**What is asked:**
Identify, in the records below, every line where the string "components" appears, and copy each such line.

**Provided records:**
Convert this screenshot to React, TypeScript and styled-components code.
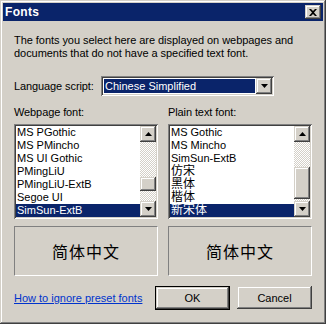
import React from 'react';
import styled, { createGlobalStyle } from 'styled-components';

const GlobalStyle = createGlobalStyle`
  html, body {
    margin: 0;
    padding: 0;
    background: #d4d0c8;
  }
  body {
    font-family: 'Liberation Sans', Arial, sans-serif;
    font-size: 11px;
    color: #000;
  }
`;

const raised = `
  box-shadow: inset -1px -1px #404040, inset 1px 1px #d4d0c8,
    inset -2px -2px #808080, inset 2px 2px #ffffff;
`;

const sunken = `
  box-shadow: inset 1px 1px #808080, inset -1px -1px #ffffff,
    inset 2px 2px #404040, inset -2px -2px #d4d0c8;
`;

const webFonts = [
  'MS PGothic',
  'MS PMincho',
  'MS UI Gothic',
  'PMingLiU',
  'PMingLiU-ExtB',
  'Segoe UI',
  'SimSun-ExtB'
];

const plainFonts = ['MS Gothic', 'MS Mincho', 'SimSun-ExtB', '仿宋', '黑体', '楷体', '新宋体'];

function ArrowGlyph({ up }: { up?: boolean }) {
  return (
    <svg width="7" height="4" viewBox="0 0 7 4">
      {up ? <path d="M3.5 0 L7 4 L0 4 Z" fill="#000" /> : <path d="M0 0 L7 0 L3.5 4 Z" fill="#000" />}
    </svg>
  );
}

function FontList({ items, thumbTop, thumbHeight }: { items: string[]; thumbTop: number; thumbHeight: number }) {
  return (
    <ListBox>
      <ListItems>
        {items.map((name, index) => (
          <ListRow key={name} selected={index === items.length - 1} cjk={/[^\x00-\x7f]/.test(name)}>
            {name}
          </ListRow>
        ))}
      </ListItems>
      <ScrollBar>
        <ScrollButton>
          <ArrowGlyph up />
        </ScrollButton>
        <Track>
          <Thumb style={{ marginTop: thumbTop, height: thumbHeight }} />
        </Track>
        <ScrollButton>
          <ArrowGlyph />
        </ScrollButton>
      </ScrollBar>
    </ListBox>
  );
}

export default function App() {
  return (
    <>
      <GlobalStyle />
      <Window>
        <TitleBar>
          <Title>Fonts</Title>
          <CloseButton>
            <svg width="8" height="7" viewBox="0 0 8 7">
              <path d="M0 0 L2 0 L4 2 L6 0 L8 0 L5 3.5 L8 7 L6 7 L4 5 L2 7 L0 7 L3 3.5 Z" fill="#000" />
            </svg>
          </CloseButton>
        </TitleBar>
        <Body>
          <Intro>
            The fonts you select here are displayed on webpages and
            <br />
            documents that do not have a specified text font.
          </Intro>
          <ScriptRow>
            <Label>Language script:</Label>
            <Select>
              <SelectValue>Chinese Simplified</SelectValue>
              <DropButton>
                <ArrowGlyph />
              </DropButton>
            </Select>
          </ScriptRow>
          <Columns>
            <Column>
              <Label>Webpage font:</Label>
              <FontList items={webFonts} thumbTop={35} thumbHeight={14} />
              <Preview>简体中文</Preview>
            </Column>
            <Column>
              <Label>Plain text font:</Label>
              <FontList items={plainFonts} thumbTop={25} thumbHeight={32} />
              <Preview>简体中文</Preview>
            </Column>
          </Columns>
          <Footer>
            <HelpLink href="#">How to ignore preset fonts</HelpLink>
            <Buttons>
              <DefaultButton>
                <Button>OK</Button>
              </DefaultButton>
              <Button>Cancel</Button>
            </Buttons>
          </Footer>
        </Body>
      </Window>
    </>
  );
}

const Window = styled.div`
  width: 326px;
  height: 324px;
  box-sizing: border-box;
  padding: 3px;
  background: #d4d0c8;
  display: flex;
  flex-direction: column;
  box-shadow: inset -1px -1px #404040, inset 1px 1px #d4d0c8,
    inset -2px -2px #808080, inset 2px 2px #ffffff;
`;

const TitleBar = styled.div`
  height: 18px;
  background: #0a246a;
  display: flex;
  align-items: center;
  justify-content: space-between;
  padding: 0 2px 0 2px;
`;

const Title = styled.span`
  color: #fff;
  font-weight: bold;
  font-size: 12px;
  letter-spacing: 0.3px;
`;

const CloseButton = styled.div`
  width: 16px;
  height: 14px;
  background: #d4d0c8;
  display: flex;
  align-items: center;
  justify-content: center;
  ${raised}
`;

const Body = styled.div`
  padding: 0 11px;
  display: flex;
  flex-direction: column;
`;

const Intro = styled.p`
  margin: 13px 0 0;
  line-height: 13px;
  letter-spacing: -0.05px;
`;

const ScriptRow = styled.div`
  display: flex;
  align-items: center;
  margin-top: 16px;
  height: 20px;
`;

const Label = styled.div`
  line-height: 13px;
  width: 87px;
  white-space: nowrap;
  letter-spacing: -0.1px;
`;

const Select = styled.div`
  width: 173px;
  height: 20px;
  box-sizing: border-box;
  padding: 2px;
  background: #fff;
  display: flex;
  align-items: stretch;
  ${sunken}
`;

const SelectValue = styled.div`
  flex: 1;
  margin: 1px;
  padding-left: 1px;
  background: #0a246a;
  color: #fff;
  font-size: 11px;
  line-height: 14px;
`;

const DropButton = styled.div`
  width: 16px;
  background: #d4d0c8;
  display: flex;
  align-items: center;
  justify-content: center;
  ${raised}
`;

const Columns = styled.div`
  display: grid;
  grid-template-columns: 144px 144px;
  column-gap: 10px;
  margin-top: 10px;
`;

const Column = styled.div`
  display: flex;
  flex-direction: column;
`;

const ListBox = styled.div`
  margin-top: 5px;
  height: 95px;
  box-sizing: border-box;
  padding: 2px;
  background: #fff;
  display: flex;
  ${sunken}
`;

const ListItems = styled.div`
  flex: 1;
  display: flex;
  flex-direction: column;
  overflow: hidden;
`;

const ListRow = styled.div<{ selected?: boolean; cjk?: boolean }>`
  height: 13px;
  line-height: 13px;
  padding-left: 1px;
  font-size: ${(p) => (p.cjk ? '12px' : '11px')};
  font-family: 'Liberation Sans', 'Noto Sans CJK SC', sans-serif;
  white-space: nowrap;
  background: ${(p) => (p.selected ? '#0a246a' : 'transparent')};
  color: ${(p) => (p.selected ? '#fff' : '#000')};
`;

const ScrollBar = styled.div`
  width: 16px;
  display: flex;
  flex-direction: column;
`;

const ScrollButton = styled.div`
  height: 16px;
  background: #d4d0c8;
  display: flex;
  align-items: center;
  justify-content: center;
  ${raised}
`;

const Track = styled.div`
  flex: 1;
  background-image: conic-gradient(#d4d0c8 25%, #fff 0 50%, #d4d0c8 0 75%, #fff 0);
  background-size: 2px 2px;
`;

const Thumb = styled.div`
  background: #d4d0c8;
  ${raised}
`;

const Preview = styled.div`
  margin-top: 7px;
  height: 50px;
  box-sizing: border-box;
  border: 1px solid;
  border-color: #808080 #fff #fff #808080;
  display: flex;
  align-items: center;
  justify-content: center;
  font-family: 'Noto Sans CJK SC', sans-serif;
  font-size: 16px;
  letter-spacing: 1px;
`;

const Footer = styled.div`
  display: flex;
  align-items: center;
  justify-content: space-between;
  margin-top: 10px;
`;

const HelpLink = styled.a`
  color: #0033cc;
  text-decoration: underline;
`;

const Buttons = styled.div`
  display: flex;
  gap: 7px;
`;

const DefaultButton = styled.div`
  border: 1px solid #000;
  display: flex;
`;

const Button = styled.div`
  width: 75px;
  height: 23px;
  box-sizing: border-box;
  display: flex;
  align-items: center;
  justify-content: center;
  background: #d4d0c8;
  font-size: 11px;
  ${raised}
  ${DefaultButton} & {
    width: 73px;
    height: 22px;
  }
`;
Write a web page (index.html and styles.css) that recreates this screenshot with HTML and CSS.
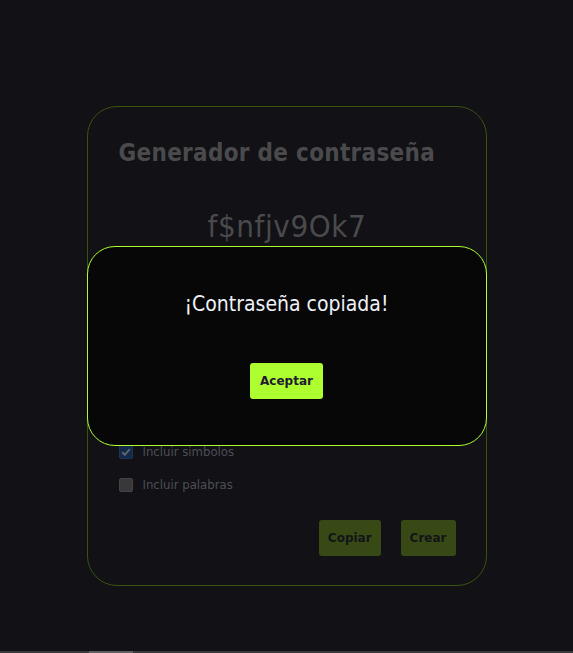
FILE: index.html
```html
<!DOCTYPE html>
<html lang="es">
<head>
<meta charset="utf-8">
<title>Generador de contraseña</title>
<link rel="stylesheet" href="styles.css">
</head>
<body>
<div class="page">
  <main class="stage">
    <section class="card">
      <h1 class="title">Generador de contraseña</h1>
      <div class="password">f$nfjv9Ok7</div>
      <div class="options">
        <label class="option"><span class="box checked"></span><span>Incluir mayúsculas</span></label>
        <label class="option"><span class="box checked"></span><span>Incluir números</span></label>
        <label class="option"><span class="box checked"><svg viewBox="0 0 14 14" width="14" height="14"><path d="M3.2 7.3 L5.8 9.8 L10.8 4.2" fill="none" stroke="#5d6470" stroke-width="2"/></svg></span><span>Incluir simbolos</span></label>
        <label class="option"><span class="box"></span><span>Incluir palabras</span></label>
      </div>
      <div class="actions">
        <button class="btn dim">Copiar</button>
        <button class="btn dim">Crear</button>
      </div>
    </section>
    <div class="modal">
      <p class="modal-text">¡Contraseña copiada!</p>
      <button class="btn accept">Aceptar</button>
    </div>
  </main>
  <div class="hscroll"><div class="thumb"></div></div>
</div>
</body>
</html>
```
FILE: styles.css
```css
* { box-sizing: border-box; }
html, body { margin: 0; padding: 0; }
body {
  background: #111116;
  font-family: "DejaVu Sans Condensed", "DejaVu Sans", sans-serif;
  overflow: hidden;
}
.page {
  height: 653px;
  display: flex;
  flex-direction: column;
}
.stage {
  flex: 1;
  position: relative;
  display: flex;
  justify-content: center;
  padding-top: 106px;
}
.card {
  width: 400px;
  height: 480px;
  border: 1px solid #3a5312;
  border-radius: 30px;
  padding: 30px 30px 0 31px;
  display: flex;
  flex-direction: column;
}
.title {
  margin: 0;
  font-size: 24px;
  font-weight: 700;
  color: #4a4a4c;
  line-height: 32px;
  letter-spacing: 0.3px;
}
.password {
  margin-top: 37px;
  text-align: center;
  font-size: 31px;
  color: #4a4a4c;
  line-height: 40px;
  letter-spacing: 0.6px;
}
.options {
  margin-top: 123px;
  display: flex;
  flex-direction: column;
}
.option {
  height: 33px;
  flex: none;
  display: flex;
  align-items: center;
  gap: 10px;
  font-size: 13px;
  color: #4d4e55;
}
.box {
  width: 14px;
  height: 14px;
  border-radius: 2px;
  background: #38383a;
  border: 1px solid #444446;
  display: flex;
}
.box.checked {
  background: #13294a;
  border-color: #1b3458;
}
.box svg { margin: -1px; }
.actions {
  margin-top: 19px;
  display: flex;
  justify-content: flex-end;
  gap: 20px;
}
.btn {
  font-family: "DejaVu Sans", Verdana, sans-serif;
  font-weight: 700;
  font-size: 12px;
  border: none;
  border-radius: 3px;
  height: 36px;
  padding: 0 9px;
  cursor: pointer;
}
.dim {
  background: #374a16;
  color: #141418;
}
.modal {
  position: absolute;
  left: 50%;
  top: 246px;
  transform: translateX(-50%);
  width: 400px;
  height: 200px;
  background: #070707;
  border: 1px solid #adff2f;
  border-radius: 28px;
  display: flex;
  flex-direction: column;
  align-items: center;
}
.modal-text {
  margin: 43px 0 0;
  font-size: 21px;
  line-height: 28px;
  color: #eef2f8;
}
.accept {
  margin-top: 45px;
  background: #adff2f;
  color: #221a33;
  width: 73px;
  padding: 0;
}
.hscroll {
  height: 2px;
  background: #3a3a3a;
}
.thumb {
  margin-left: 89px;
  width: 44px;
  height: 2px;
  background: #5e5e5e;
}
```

**Exercise response:**
Convert this screenshot to React, TypeScript and styled-components code.
import styled, { createGlobalStyle } from 'styled-components';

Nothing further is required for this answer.